Comcast funded the teen center’s state-of-the-art recording studio, Studio 57, while the teen center was still in its former home in the basement of the Y. Since, the center moved to their permanent location adjacent to the main building of the Y six months ago, Comcast has funded a $25,000 portable computer lab with 18 new Macbook Pros. The new lab made it possible to host the Digital Connectors Program here.
The program was initially introduced to areas with under-resourced populations, but Ms. Fracassa believed that the Vineyard could also benefit from the program. “Comcast was not buying into the myth of the Vineyard, that everyone here is wealthy,” Teen Center director Tony Lombardi said. “They cut through all that and got right to the core of what our need was. They are very philanthropic, very humanistic. They’re investing in our greatest assets. They’re investing in our kids.”
The course curriculum included basic computer training and Internet protocol, as well as financial literacy, leadership, and teamwork skills building.
“At Comcast we have three key areas of focus – technology literacy, youth leadership, and volunteerism, “Ms. Francassa said.
For the community service piece of the program, the kids helped seniors in elderly housing set up electronic equipment, volunteered at Windemere nursing home and worked on the latest Habitat for Humanity project.
Mr. Whitaker expanded the existing curriculum a bit to include public speaking exercises and some hands-on time with computer repair. He invited the owners of M.V. Tech to show kids how to take apart and rebuild a computer, lessons that were very popular with the kids, according to Mr. Whitaker.
Each participant was required to make a short video as their final project. Nick Giliberto, one of the winners of the iPads, made a 20-minute film on how to survive in the wild. “I could easily see it showing on the Discovery Channel,” Mr. Whitaker said.
The other iPad recipient, 2012 MVRHS grad Kunal Datta of Oak Bluffs, showed up for the ceremony a little late. Coming straight from work, he was still dressed in the button down shirt and tie and that he wears for his summer job as a bank teller.
“I got more than I hoped for,” Mr. Datta said. “It was mainly about computers but it was great leadership training. We had to speak in front of the class.” He added that he now feels a lot more confident in his public speaking skills since completing the program. He will attend Bentley University in Waltham in the fall, majoring in either accounting or finance.

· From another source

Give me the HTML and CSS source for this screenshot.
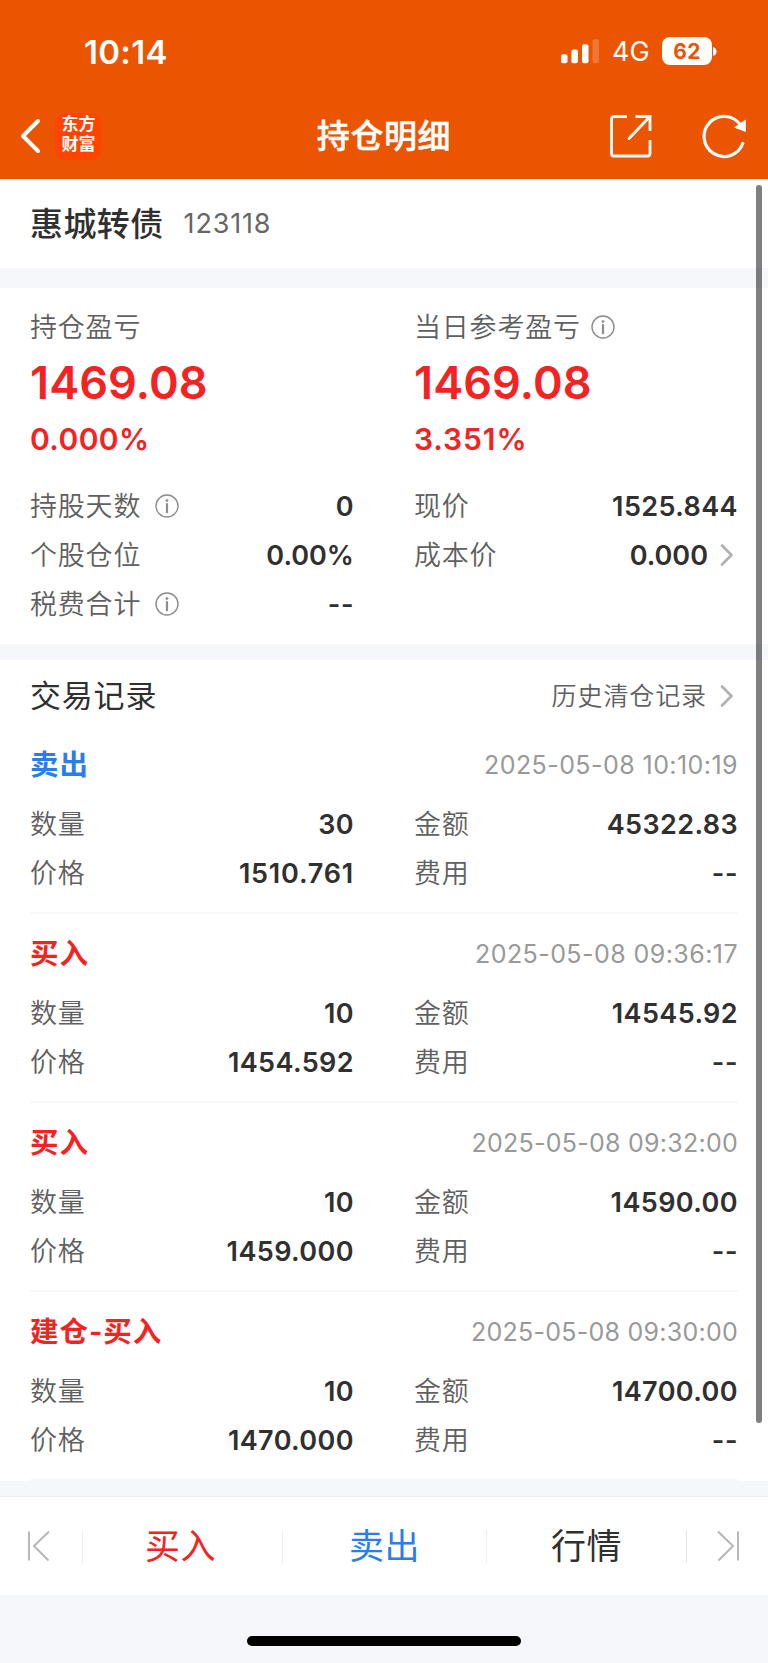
FILE: index.html
```html
<!DOCTYPE html>
<html lang="zh-CN">
<head>
<meta charset="utf-8">
<title>持仓明细</title>
<link rel="stylesheet" href="styles.css">
</head>
<body>
<svg class="defs" width="0" height="0" aria-hidden="true">
  <symbol id="info" viewBox="0 0 24 24"><circle cx="12" cy="12" r="11" fill="none" stroke="#8c8c8c" stroke-width="1.4"/><circle cx="12" cy="6.600" r="1.400" fill="#8c8c8c"/><path d="M12 10v8.200" stroke="#8c8c8c" stroke-width="2.200" stroke-linecap="round"/></symbol>
  <symbol id="chev" viewBox="0 0 14 24"><path d="M2 2.500L11.500 12L2 21.500" fill="none" stroke="#b0b0b0" stroke-width="2.600" stroke-linecap="round" stroke-linejoin="round"/></symbol>
</svg>
<div class="screen">
  <header class="top">
    <div class="status">
      <span class="clock">10:14</span>
      <div class="status-right">
        <svg width="39" height="25" viewBox="0 0 39 25" fill="#fff"><rect x="0" y="15.300" width="6.500" height="9" rx="2"/><rect x="10.400" y="10.500" width="6.500" height="13.800" rx="2"/><rect x="21" y="5.300" width="6.500" height="19" rx="2"/><rect x="31.500" y="0.300" width="6.500" height="24" rx="2" opacity=".2"/></svg>
        <span class="net">4G</span>
        <span class="battery">62</span>
        <svg class="cap" width="4" height="9" viewBox="0 0 4 9"><path d="M0 0Q3.600 1.200 3.600 4.500Q3.600 7.800 0 9Z" fill="#fff"/></svg>
      </div>
    </div>
    <nav class="nav">
      <div class="nav-left">
        <svg width="20" height="36" viewBox="0 0 20 36"><path d="M18 3L3 18L18 33" fill="none" stroke="#fff" stroke-width="4" stroke-linecap="round" stroke-linejoin="round"/></svg>
        <div class="logo"><span>东方</span><span>财富</span></div>
      </div>
      <h1>持仓明细</h1>
      <div class="nav-right">
        <svg width="44" height="46" viewBox="0 -2 44 46" fill="none" stroke="#fff" stroke-width="2.800"><path d="M18 1.500H5Q2.500 1.500 2.500 4V38.500Q2.500 41 5 41H38.500Q41 41 41 38.500V25"/><path d="M26.500 1.500H41V16"/><path d="M41 1.500L20 23.500" stroke-linecap="round"/></svg>
        <svg width="46" height="46" viewBox="0 0 46 46"><path d="M40.800 30.500A20 20 0 1 1 38.500 12" fill="none" stroke="#fff" stroke-width="3.200" stroke-linecap="round"/><path d="M43.800 6.500V19L32 14.500Z" fill="#fff"/></svg>
      </div>
    </nav>
  </header>
  <main>
    <section class="security"><h2>惠城转债</h2><span class="code">123118</span></section>
    <section class="position">
      <div class="cols">
        <div class="col">
          <div class="line"><span class="label">持仓盈亏</span></div>
          <div class="big">1469.08</div>
          <div class="pct">0.000%</div>
        </div>
        <div class="col">
          <div class="line"><span class="label">当日参考盈亏</span><svg class="info near"><use href="#info"/></svg></div>
          <div class="big">1469.08</div>
          <div class="pct wide">3.351%</div>
        </div>
      </div>
      <div class="cols">
        <div class="col">
          <div class="row"><span class="label">持股天数</span><svg class="info"><use href="#info"/></svg><b>0</b></div>
          <div class="row"><span class="label">个股仓位</span><b class="ratio">0.00%</b></div>
          <div class="row"><span class="label">税费合计</span><svg class="info"><use href="#info"/></svg><b class="dash">--</b></div>
        </div>
        <div class="col">
          <div class="row"><span class="label">现价</span><b>1525.844</b></div>
          <div class="row"><span class="label">成本价</span><b class="ratio">0.000</b><svg class="chev"><use href="#chev"/></svg></div>
        </div>
      </div>
    </section>
    <section class="records">
      <div class="records-head"><h3>交易记录</h3><span class="history">历史清仓记录</span><svg class="chev"><use href="#chev"/></svg></div>
      <article class="record">
        <div class="record-head"><span class="side sell">卖出</span><time>2025-05-08 10:10:19</time></div>
        <div class="cols">
          <div class="col"><div class="row"><span class="label">数量</span><b>30</b></div><div class="row"><span class="label">价格</span><b class="narrow">1510.761</b></div></div>
          <div class="col"><div class="row"><span class="label">金额</span><b>45322.83</b></div><div class="row"><span class="label">费用</span><b class="dash">--</b></div></div>
        </div>
      </article>
      <article class="record">
        <div class="record-head"><span class="side buy">买入</span><time>2025-05-08 09:36:17</time></div>
        <div class="cols">
          <div class="col"><div class="row"><span class="label">数量</span><b>10</b></div><div class="row"><span class="label">价格</span><b>1454.592</b></div></div>
          <div class="col"><div class="row"><span class="label">金额</span><b>14545.92</b></div><div class="row"><span class="label">费用</span><b class="dash">--</b></div></div>
        </div>
      </article>
      <article class="record">
        <div class="record-head"><span class="side buy">买入</span><time class="tight">2025-05-08 09:32:00</time></div>
        <div class="cols">
          <div class="col"><div class="row"><span class="label">数量</span><b>10</b></div><div class="row"><span class="label">价格</span><b>1459.000</b></div></div>
          <div class="col"><div class="row"><span class="label">金额</span><b>14590.00</b></div><div class="row"><span class="label">费用</span><b class="dash">--</b></div></div>
        </div>
      </article>
      <article class="record">
        <div class="record-head"><span class="side buy">建仓-买入</span><time class="tight">2025-05-08 09:30:00</time></div>
        <div class="cols">
          <div class="col"><div class="row"><span class="label">数量</span><b>10</b></div><div class="row"><span class="label">价格</span><b>1470.000</b></div></div>
          <div class="col"><div class="row"><span class="label">金额</span><b>14700.00</b></div><div class="row"><span class="label">费用</span><b class="dash">--</b></div></div>
        </div>
      </article>
    </section>
    <div class="scrollbar"></div>
  </main>
  <footer class="toolbar">
    <span class="step first"><svg width="24" height="32" viewBox="0 0 24 32" fill="none" stroke="#b5b5b5" stroke-width="1.900"><path d="M2 1.500V30.500M22 1.500L7 16L21.500 30.500"/></svg></span>
    <span class="action buy">买入</span>
    <span class="action sell">卖出</span>
    <span class="action">行情</span>
    <span class="step last"><svg width="24" height="32" viewBox="0 0 24 32" fill="none" stroke="#b5b5b5" stroke-width="1.900"><path d="M22 1.500V30.500M2 1.500L17 16L2.500 30.500"/></svg></span>
  </footer>
  <div class="home"><span></span></div>
</div>
</body>
</html>
```

FILE: styles.css
```css
* { box-sizing: border-box; }
body { margin: 0; background: #f5f7fa; color: #303030; font-family: Inter, "Noto Sans CJK SC", sans-serif; line-height: 40px; }
h1, h2, h3 { margin: 0; font-weight: 500; }
svg { display: block; flex: none; }
.defs { position: absolute; }
.screen { width: 768px; height: 1663px; display: flex; flex-direction: column; overflow: hidden; white-space: nowrap; }

.top { height: 179px; background: #eb5502; color: #fff; flex: none; }
.status { height: 93px; padding: 9px 51px 0 84px; display: flex; align-items: center; justify-content: space-between; }
.clock { font-size: 33px; font-weight: 600; letter-spacing: .3px; padding-top: 1px; }
.status-right { display: flex; align-items: center; }
.net { font-size: 27px; margin-left: 12px; width: 38px; padding-top: 2px; }
.battery { width: 50px; height: 28px; border-radius: 8px; background: #fff; color: #eb5502; font-size: 21px; font-weight: 700; line-height: 29px; text-align: center; letter-spacing: .3px; margin-left: 12px; }
.cap { margin-left: 1px; }
.nav { height: 86px; display: grid; grid-template-columns: 1fr auto 1fr; align-items: center; padding: 0 20px 0 20px; }
.nav-left { display: flex; align-items: center; gap: 15px; }
.logo { width: 47px; height: 47px; border-radius: 10px; background: #ff4400; display: flex; flex-direction: column; align-items: center; justify-content: center; gap: 3px; padding-bottom: 3px; font: 700 17px/17px Inter, "Noto Sans CJK SC", sans-serif; }
h1 { font-size: 33px; letter-spacing: .6px; -webkit-text-stroke: .5px #fff; }
.nav-right { display: flex; align-items: center; justify-content: flex-end; gap: 49px; }

main { position: relative; flex: none; height: 1302px; }
.security { height: 89px; background: #fff; padding: 0 30px; display: flex; align-items: center; gap: 20px; }
h2 { font-size: 33px; letter-spacing: .4px; }
.code { font-size: 27px; letter-spacing: .8px; color: #666; }
.position { margin-top: 20px; height: 356px; background: #fff; padding: 19px 30px 0; }
.cols { display: grid; grid-template-columns: 324px 324px; column-gap: 60px; }
.label { font-size: 27px; line-height: 40px; padding-top: 2px; letter-spacing: .8px; color: #606060; font-weight: 350; }
.line { height: 40px; display: flex; align-items: center; }
.big { height: 70px; line-height: 71px; font-size: 45px; font-weight: 600; letter-spacing: .1px; color: #f52222; }
.pct { height: 64px; line-height: 45px; font-size: 30px; font-weight: 600; letter-spacing: .4px; color: #f52222; }
.wide { letter-spacing: .9px; }
.row { height: 49px; display: flex; align-items: center; }
.row b { margin-left: auto; font-size: 27px; line-height: 40px; padding-top: 2px; font-weight: 600; letter-spacing: .4px; }
.row .ratio { letter-spacing: 0; }
.row .narrow { letter-spacing: .8px; }
.row .dash { letter-spacing: .5px; padding-top: 3px; }
.info { width: 24px; height: 24px; margin-left: 14px; }
.near { margin-left: 10px; }
.chev { width: 14px; height: 24px; margin-left: 12px; margin-right: 4px; }

.records { margin-top: 16px; height: 821px; background: #fff; padding: 0 30px; }
.records-head { height: 65px; padding-top: 6px; display: flex; align-items: center; }
h3 { font-size: 31px; letter-spacing: .8px; font-weight: 400; }
.history { margin-left: auto; margin-right: 1px; font-size: 25px; letter-spacing: .9px; color: #606060; font-weight: 350; }
.record { height: 189px; padding-top: 20px; border-bottom: 2px solid #f7f8fa; }
.record-head { height: 40px; margin-bottom: 14px; display: flex; align-items: center; justify-content: space-between; }
.side { font-size: 28.500px; font-weight: 700; letter-spacing: 1px; }
time { font-size: 25px; color: #999; letter-spacing: .44px; }
.tight { letter-spacing: .26px; }
.buy { color: #f52222; }
.sell { color: #2b7de9; }
.scrollbar { position: absolute; right: 6px; top: 6px; width: 6px; height: 1238px; border-radius: 3px; background: rgba(0,0,0,.5); }

.toolbar { margin-top: 15px; height: 99px; background: #fff; border-top: 1px solid #eceef1; display: grid; grid-template-columns: 82px 200px 204px 200px 82px; flex: none; align-items: center; }
.step { display: flex; padding-left: 27px; }
.action { text-align: center; font-size: 35px; letter-spacing: .6px; height: 33px; line-height: 33px; border-left: 1px solid #eee; }
.action.buy { padding-right: 4px; }
.toolbar .last { height: 33px; padding-left: 29px; border-left: 1px solid #e6e6e6; }
.home { height: 68px; flex: none; display: flex; justify-content: center; padding-top: 41px; }
.home span { width: 274px; height: 10px; border-radius: 5px; background: #000; }
```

Caleb Enos of Chappaquiddick, who will be a high school senior this fall, was very enthusiastic in his praise of the Digital Connectors program, “It turned out to be the greatest thing I’ve done in my life,” he said. Caleb notes that during his freshman and sophomore years he didn’t get involved in extracurriculars and kept to himself a lot. He made up for lost time this past year by joining the high school’s film club, videotaping the high school plays and signing on with the Minnesingers, as well as participating in the teen center based program.
A self-described nerd (“I’m very proud of that fact”), Mr. Datta said, “I used to be the kid in the back of the pack filming things.” Now, he notes that he has formed close bonds with a number of the other kids in the program. “I really feel like I got to know them better. I knew a lot of them before, but just superficially.”
Graduating senior Tjark Aldeborgh of Edgartown managed to juggle school, soccer and lacrosse practice with the program’s demanding schedule. Although he said that he has learned enough from the course to disassemble and combine two old computers to make a more efficient one for himself, what he feels he really gained from the program was leadership skills. “I’m trying to go on to a military school and being a leader is one of the most important things you can do,” He said.
Julian Givigi, a high school junior from Vineyard Haven, increased his social skills. “When I started the program I wasn’t exactly social,” he said. “The program has helped me meet new people.”
Julian is a drummer who experiments with electronic music. He notes that the Vineyard teens have expressed interest in incorporating some of their other interests in the future. “I’m confident that future Digital Connectors courses will be able to expand more and go beyond the box,” he said.
Mr. Whitaker stresses that one of the goals of the course is to pass on skills to others. “More than anything else, it comes down to being responsible and accountable with technology, using it for good purposes, and paying that mission and message forward within our own community,” he said.
He also believes that what the teens gained from the experience will extend into many areas of their lives. “Beyond the curriculum itself, I wanted them to realize that they could do anything they wanted to do. Whether it’s in the field of technology or not.”